Eenendertig auteurs, variërend van historici, archeologen, conservatoren, materiaaldeskundigen en journalisten, hebben zich over deze vondsten gebogen met honderdenzeven verhalen tot gevolg. Elk verhaal is gebaseerd op een specifieke vondst of groep van vondsten.
Amsterdam is in de 12e eeuw ontstaan uit een nederzetting aan de monding van de Amstel in de IJ, met een directe verbinding naar de Zuiderzee. Deze nederzetting breidde zich uit rond de Amstel. De rivier werd steeds intensiever gebruikt, ook om er afval in te storten. Zo bevat de bedding van de Amstel en schat aan historisch afval, afkomstig uit woningen, werkhuizen, kloosters en kerken.
De materiële weerslag van eeuwen bewoning werd duidelijk bij de aanleg van de Noord/Zuidlijn, die het historische hart van Amsterdam doorkruist van het Centraal Station tot aan de 19e-eeuwse ring. De bouwputten aan het Damrak en het Rokin waren ongeveer 25 meter diep wat de archeologen toeliet terug te gaan in de tijd, zelfs tot de laatste ijstijd, ongeveer tienduizend jaar geleden.

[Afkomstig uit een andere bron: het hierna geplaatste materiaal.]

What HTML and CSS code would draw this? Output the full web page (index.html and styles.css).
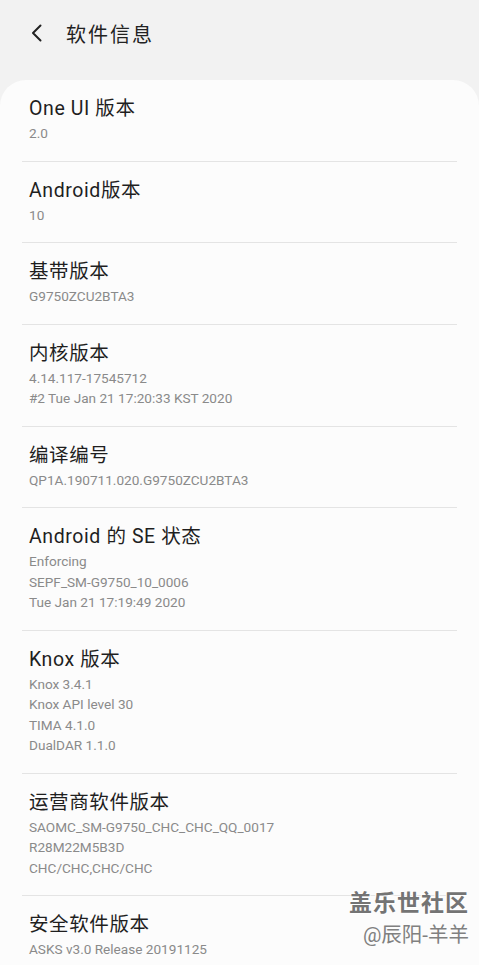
FILE: index.html
```html
<!DOCTYPE html>
<html lang="zh-CN">
<head>
  <meta charset="UTF-8" />
  <meta name="viewport" content="width=device-width, initial-scale=1.0" />
  <title>软件信息</title>
  <link rel="stylesheet" href="styles.css">
</head>
<body>
  <div class="header">
    <svg class="back" width="14" height="18" viewBox="0 0 14 18">
      <path d="M10.5 1.5 L3 9 L10.5 16.5" fill="none" stroke="#222" stroke-width="2" stroke-linecap="round" stroke-linejoin="round"/>
    </svg>
    <h1>软件信息</h1>
  </div>

  <div class="card">
    <div class="row">
      <div class="title">One UI 版本</div>
      <div class="sub">2.0</div>
    </div>
    <div class="row">
      <div class="title">Android版本</div>
      <div class="sub">10</div>
    </div>
    <div class="row">
      <div class="title">基带版本</div>
      <div class="sub">G9750ZCU2BTA3</div>
    </div>
    <div class="row">
      <div class="title">内核版本</div>
      <div class="sub">4.14.117-17545712</div>
      <div class="sub">#2 Tue Jan 21 17:20:33 KST 2020</div>
    </div>
    <div class="row">
      <div class="title">编译编号</div>
      <div class="sub">QP1A.190711.020.G9750ZCU2BTA3</div>
    </div>
    <div class="row">
      <div class="title">Android 的 SE 状态</div>
      <div class="sub">Enforcing</div>
      <div class="sub">SEPF_SM-G9750_10_0006</div>
      <div class="sub">Tue Jan 21 17:19:49 2020</div>
    </div>
    <div class="row">
      <div class="title">Knox 版本</div>
      <div class="sub">Knox 3.4.1</div>
      <div class="sub">Knox API level 30</div>
      <div class="sub">TIMA 4.1.0</div>
      <div class="sub">DualDAR 1.1.0</div>
    </div>
    <div class="row">
      <div class="title">运营商软件版本</div>
      <div class="sub">SAOMC_SM-G9750_CHC_CHC_QQ_0017</div>
      <div class="sub">R28M22M5B3D</div>
      <div class="sub">CHC/CHC,CHC/CHC</div>
    </div>
    <div class="row">
      <div class="title">安全软件版本</div>
      <div class="sub">ASKS v3.0 Release 20191125</div>
    </div>
  </div>

  <div class="watermark">
    <div class="wm-main">盖乐世社区</div>
    <div class="wm-user">@辰阳-羊羊</div>
  </div>
</body>
</html>
```

FILE: styles.css
```css
body {
  margin: 0;
  padding: 0;
  background: #f2f2f2;
  font-family: Roboto, 'Noto Sans CJK SC', sans-serif;
  color: #1f1f1f;
  height: 965px;
  overflow: hidden;
  position: relative;
}

.header {
  display: flex;
  align-items: center;
  height: 66px;
  padding-left: 30px;
  gap: 22px;
}

.back {
  display: block;
}

h1 {
  margin: 0;
  font-size: 20px;
  font-weight: normal;
  letter-spacing: 2px;
  color: #222;
}

.card {
  margin-top: 14px;
  background: #fcfcfc;
  border-radius: 26px 26px 0 0;
  padding: 0 22px;
}

.row {
  padding: 17px 7px 17px;
  border-bottom: 1px solid #e4e4e4;
}

.row:last-child {
  border-bottom: none;
}

.title {
  font-size: 19.5px;
  line-height: 24px;
  margin-bottom: 2px;
  letter-spacing: 0.6px;
}

.sub {
  font-size: 13.6px;
  line-height: 20.5px;
  color: #8a8a8a;
}

.watermark {
  position: absolute;
  right: 10px;
  top: 884px;
  text-align: right;
}

.wm-main {
  font-size: 23px;
  font-weight: bold;
  color: #747474;
  letter-spacing: 1px;
  text-shadow: 1px 1px 0 #fff, -1px -1px 0 #fff;
}

.wm-user {
  font-size: 20.5px;
  color: #808080;
}
```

Archeologische vondsten zijn dragers van verhalen. Zo hebben zij de verschillende auteurs geïnspireerd tot honderdenzeven verhalen over een vondst of een groep van vondsten. Het werk is chronologisch opgebouwd van de 14e eeuw tot heden, een reis door de tijd. Zo vernemen we welke bouwmaterialen doorheen de tijd gebruikt werden, met welke wapens de burgers zich verdedigden, met welk speelgoed de kinderen zich vermaakten, hoe de huizen ingericht waren en met welke keukenspullen de huisvrouwen het dagelijks voedsel bereidden.
De voorwerpen worden niet alleen beschreven, zoveel als mogelijk wordt ook uitgelegd hoe ze vervaardigd en gebruikt werden. Vaak wordt er ook een verband gelegd met geschriften waarin de voorwerpen vermeld werden, of met schilderijen, prenten en miniaturen waarop ze afgebeeld staan.

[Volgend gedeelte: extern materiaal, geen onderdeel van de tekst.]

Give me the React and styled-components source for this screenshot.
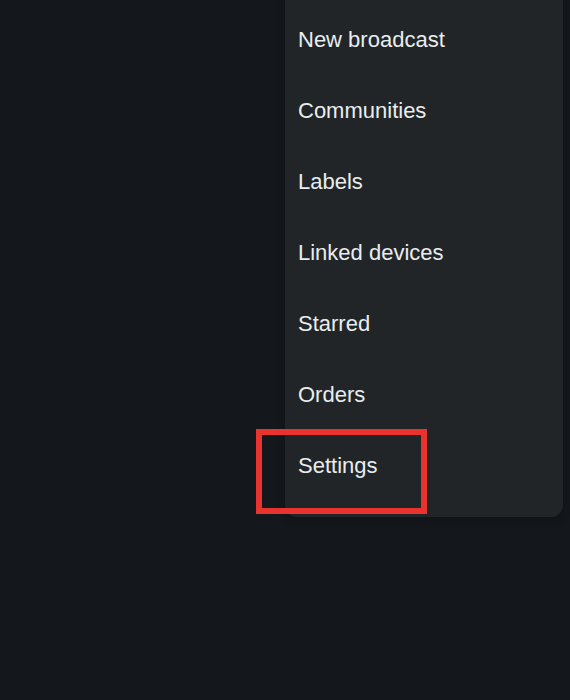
import React from "react";
import styled, { createGlobalStyle } from "styled-components";

const GlobalStyle = createGlobalStyle`
  html, body {
    margin: 0;
    padding: 0;
    background: #14181c;
    overflow: hidden;
  }
`;

const Screen = styled.div`
  width: 570px;
  height: 700px;
  background: #14181c;
  display: flex;
  justify-content: flex-end;
  align-items: flex-start;
  font-family: "Liberation Sans", Arial, sans-serif;
`;

const Menu = styled.ul`
  list-style: none;
  margin: -12px 7px 0 0;
  padding: 16px 0;
  width: 278px;
  background: #212528;
  border-radius: 0 0 12px 12px;
  box-shadow: 0 2px 8px rgba(0, 0, 0, 0.25);
`;

const Item = styled.li`
  position: relative;
  height: 71px;
  display: flex;
  align-items: center;
  padding-left: 13px;
  font-size: 22px;
  color: #e9edef;
`;

const Highlight = styled.div`
  position: absolute;
  left: -29px;
  top: -1px;
  width: 159px;
  height: 73px;
  border: 6px solid #e8332f;
  pointer-events: none;
`;

const items = [
  "New broadcast",
  "Communities",
  "Labels",
  "Linked devices",
  "Starred",
  "Orders",
  "Settings",
];

const App = () => {
  return (
    <>
      <GlobalStyle />
      <Screen>
        <Menu>
          {items.map((label) => (
            <Item key={label}>
              {label}
              {label === "Settings" && <Highlight />}
            </Item>
          ))}
        </Menu>
      </Screen>
    </>
  );
};

export default App;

Het werk is rijkelijk voorzien van afbeeldingen van de gevonden voorwerpen, samen met de schilderijen en prenten waarop ze te zien zijn. Zo is het boek een prachtig verzorgde uitgave geworden. Het is een waar genoegen het boek te doorbladeren en mondjesmaat van de verschillende toelichtingen te genieten. Geen boek om in één ruk uit te lezen. Elke bibliofiel zal het een ereplaats geven in zijn bibliotheek, het af en toe ter hand nemen om onder te duiken in de ondergrond van Amsterdam.
De Vlaamse lezer mag zeker niet denken dat het werk enkel de Amsterdammer aanbelangt. Veel gevonden voorwerpen overstijgen de stadsgrenzen. Ze kwamen ook voor in onze gewesten en zijn afkomstig uit de Zuidelijke Nederlanden bij de uittocht naar het noorden na de val van Antwerpen in 1585.
Bij een volgend bezoek aan Amsterdam zal de lezer met andere ogen naar het Damrak en het Rokin kijken. In plaats van drukke straten zal hij er de vroegere Amstel zien vloeien.